When it comes to money troubles, friends and family are full of advice.  One of the worse pieces of advice given to debtors considering bankruptcy is to get a home equity loan.  That could be a big mistake.  Here a few reasons why getting a home equity loan to avoid bankruptcy might not be the right move for you:

  1. Typically, you can’t use debt to get out of debt. Anyone who has filed bankruptcy can attest to that truth.  For most debtors considering bankruptcy, their financial troubles are caused by two problems, 1) lack of income and 2) too much debt.  Getting a home equity loan would only worsen the second part that problem and move you closer to bankruptcy despite your best efforts.
  2. Taking out a home equity loan could also be the first step towards foreclosure.  This can be one of those situations where trying to avoid one situation puts you right into an even worse situation.  Debtors who think they can avoid bankruptcy by taking out a home equity loan often find that they can’t pay back the loan or the mortgage and end up facing foreclosure and bankruptcy anyway.

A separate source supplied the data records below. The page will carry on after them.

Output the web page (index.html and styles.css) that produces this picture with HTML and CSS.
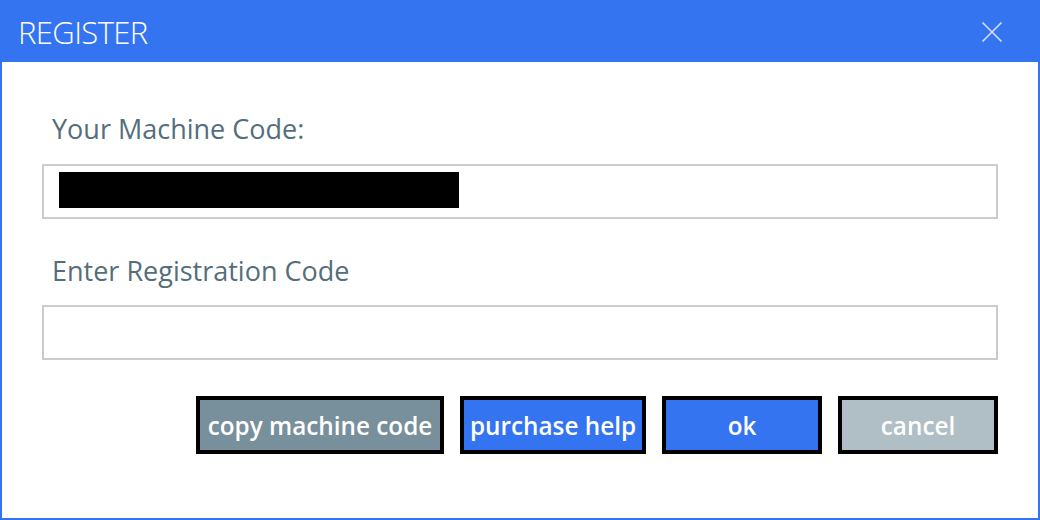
FILE: index.html
```html
<!DOCTYPE html>
<html>
<head>
<meta charset="utf-8">
<link rel="stylesheet" href="styles.css">
</head>
<body>
<div class="window">
  <div class="titlebar">
    <span class="title">REGISTER</span>
    <button class="close" aria-label="close">
      <svg width="22" height="22" viewBox="0 0 22 22"><path d="M1.5 1.5 L20.5 20.5 M20.5 1.5 L1.5 20.5" stroke="#d3e2fb" stroke-width="1.6" fill="none"/></svg>
    </button>
  </div>
  <div class="content">
    <label class="label label-first">Your Machine Code:</label>
    <div class="field"><span class="redacted"></span></div>
    <label class="label label-second">Enter Registration Code</label>
    <div class="field"></div>
    <div class="actions">
      <button class="btn btn-grey btn-wide">copy machine code</button>
      <button class="btn btn-blue btn-medium">purchase help</button>
      <button class="btn btn-blue btn-fixed">ok</button>
      <button class="btn btn-light btn-fixed">cancel</button>
    </div>
  </div>
</div>
</body>
</html>
```

FILE: styles.css
```css
* { box-sizing: border-box; }
html, body { margin: 0; padding: 0; background: #ffffff; }
body { font-family: "Open Sans", "Noto Sans", sans-serif; }

.window {
  width: 1040px;
  height: 520px;
  border: 2px solid #3574f0;
  border-top: 0;
  display: flex;
  flex-direction: column;
  background: #fff;
}

.titlebar {
  height: 62px;
  margin: 0 -2px;
  background: #3574f0;
  display: flex;
  align-items: center;
  justify-content: space-between;
  padding: 0 37px 0 18px;
}
.title {
  color: #ffffff;
  font-weight: 300;
  font-size: 31px;
  letter-spacing: -0.6px;
  line-height: 40px;
  margin-top: 2px;
}
.close {
  background: none;
  border: 0;
  padding: 0;
  width: 22px;
  height: 22px;
  display: flex;
  margin-top: 2px;
}

.content {
  padding: 48px 40px 0 40px;
  display: flex;
  flex-direction: column;
}
.label {
  display: block;
  color: #546e7a;
  font-size: 27px;
  line-height: 37px;
  padding-left: 10px;
}
.label-first { margin-bottom: 17px; }
.label-second { margin-top: 33px; margin-bottom: 16px; }

.field {
  height: 55px;
  border: 2px solid #cccccc;
  padding: 6px 15px;
  display: flex;
}
.redacted {
  width: 400px;
  height: 36px;
  background: #000;
}

.actions {
  margin-top: 36px;
  display: flex;
  justify-content: flex-end;
  gap: 16px;
}
.btn {
  height: 58px;
  border: 4px solid #000;
  padding: 2px 0 0 0;
  color: #ffffff;
  font-family: "Open Sans", "Noto Sans", sans-serif;
  font-weight: 600;
  font-size: 24.3px;
  line-height: 30px;
  white-space: nowrap;
  text-align: center;
}
.btn-grey { background: #78909c; }
.btn-blue { background: #3574f0; }
.btn-light { background: #b0bec5; }
.btn-wide { width: 248px; }
.btn-medium { width: 186px; }
.btn-fixed { width: 160px; }
```
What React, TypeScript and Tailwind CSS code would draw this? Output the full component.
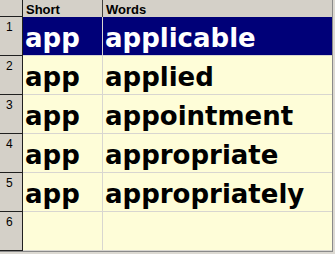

  3. Since a home equity loan is considered a secured debt, you won’t be able to discharge it in bankruptcy like credit card debt.  A home equity loan works like your mortgage in that it is secured by your home.  If you don’t pay the loan, they can foreclose. In bankruptcy, if you want to keep your home, you must pay the home equity loan and your mortgage.  But fortunately, you do have the option to surrender the home in bankruptcy, which will release you from the obligation to repay the loan.